◆ **Goal of the exercise**
Count lines with the string "components" in them. State the number alone.
— begin Material —
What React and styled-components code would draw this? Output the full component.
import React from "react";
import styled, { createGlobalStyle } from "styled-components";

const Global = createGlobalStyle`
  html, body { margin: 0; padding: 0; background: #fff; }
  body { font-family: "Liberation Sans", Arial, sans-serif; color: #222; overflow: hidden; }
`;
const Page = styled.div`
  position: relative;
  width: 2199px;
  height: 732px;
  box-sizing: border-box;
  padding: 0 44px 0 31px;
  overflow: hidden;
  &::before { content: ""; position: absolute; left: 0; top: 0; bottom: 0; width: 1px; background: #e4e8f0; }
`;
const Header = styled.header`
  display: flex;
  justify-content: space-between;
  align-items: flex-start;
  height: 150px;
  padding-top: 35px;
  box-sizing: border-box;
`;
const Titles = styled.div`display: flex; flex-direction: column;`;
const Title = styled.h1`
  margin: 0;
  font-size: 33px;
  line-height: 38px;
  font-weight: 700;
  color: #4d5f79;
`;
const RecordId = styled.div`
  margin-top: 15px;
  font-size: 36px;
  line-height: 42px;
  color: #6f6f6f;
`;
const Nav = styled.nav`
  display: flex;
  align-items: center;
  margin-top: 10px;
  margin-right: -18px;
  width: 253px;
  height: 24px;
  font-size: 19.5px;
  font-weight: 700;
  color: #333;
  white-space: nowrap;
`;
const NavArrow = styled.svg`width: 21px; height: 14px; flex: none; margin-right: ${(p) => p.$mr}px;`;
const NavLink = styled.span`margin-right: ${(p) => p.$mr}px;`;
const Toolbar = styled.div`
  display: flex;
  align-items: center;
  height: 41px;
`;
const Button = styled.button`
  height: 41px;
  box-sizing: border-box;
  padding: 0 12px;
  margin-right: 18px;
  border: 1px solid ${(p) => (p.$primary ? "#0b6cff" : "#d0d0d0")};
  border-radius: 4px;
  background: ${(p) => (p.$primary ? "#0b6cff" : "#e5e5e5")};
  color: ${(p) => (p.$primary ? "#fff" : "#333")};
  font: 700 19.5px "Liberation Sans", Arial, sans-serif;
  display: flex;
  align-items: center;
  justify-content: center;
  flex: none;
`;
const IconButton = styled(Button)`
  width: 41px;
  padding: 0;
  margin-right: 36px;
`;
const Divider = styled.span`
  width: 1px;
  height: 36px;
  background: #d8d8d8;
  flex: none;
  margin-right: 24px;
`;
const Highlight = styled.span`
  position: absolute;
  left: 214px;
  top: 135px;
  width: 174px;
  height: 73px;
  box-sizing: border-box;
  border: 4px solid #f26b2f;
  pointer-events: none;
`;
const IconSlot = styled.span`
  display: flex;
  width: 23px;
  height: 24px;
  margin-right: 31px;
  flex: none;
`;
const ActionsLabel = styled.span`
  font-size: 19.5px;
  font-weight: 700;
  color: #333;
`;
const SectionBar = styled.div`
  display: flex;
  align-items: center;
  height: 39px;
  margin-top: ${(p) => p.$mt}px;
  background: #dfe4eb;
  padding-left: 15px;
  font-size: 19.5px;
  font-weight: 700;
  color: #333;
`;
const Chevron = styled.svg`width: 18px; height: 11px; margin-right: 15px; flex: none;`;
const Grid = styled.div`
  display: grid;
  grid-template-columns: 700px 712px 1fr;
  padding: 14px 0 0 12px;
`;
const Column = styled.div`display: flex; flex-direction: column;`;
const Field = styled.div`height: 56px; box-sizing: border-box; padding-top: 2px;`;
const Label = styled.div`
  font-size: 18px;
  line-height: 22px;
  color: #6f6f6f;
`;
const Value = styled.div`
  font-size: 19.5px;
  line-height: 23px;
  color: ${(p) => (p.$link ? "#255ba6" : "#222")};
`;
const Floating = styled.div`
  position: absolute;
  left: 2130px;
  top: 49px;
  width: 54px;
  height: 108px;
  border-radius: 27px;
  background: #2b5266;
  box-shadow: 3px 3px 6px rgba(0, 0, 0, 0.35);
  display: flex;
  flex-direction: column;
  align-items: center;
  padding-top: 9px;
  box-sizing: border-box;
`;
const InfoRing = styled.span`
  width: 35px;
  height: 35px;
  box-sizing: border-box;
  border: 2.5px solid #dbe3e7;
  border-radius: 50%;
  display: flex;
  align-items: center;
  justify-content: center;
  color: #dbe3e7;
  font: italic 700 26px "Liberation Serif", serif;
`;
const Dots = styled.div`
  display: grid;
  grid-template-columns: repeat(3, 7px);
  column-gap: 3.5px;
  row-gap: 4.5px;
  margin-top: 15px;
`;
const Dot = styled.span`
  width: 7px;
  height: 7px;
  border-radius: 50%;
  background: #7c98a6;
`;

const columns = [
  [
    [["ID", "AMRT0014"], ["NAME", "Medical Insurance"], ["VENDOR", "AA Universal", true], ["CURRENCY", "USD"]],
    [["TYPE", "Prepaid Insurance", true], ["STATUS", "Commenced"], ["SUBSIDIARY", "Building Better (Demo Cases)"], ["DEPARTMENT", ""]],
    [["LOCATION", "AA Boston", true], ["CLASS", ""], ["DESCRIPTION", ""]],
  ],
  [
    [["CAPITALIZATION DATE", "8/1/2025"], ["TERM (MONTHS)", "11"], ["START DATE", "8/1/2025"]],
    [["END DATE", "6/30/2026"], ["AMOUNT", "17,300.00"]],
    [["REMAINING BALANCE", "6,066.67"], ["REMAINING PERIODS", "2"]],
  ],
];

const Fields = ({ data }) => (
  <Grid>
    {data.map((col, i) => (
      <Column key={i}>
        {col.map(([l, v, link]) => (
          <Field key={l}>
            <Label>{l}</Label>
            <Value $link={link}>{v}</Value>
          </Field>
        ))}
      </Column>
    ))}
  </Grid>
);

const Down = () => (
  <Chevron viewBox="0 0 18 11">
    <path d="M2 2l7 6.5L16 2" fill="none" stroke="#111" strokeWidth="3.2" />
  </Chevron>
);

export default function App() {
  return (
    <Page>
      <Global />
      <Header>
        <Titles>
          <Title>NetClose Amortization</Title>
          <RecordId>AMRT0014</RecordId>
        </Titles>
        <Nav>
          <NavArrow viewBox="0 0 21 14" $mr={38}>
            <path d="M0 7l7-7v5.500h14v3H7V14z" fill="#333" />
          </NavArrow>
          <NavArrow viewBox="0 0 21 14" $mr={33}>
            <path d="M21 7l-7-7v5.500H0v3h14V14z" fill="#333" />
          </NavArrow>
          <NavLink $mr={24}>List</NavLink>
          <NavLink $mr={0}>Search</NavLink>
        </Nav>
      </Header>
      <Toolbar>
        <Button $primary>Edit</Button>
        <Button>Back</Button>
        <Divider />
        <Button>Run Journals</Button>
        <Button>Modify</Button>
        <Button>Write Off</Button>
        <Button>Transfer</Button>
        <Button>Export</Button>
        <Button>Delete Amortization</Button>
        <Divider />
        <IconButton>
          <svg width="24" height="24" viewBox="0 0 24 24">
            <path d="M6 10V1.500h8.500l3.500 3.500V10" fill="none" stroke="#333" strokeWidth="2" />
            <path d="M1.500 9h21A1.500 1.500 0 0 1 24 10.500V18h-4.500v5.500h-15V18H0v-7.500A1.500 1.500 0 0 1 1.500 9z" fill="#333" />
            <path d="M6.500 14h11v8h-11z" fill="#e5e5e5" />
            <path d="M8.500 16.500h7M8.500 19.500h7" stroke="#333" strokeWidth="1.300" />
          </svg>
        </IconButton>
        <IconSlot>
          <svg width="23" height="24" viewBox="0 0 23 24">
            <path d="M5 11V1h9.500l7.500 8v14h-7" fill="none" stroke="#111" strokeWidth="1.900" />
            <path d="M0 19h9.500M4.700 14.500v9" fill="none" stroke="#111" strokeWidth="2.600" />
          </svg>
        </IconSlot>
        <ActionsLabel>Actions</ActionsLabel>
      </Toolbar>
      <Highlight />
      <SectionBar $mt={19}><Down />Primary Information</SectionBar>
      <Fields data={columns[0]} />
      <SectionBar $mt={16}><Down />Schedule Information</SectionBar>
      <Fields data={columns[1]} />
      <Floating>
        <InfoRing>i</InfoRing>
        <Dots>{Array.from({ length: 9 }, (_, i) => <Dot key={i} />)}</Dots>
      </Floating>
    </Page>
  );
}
— end Material —
◆ **Task output**
2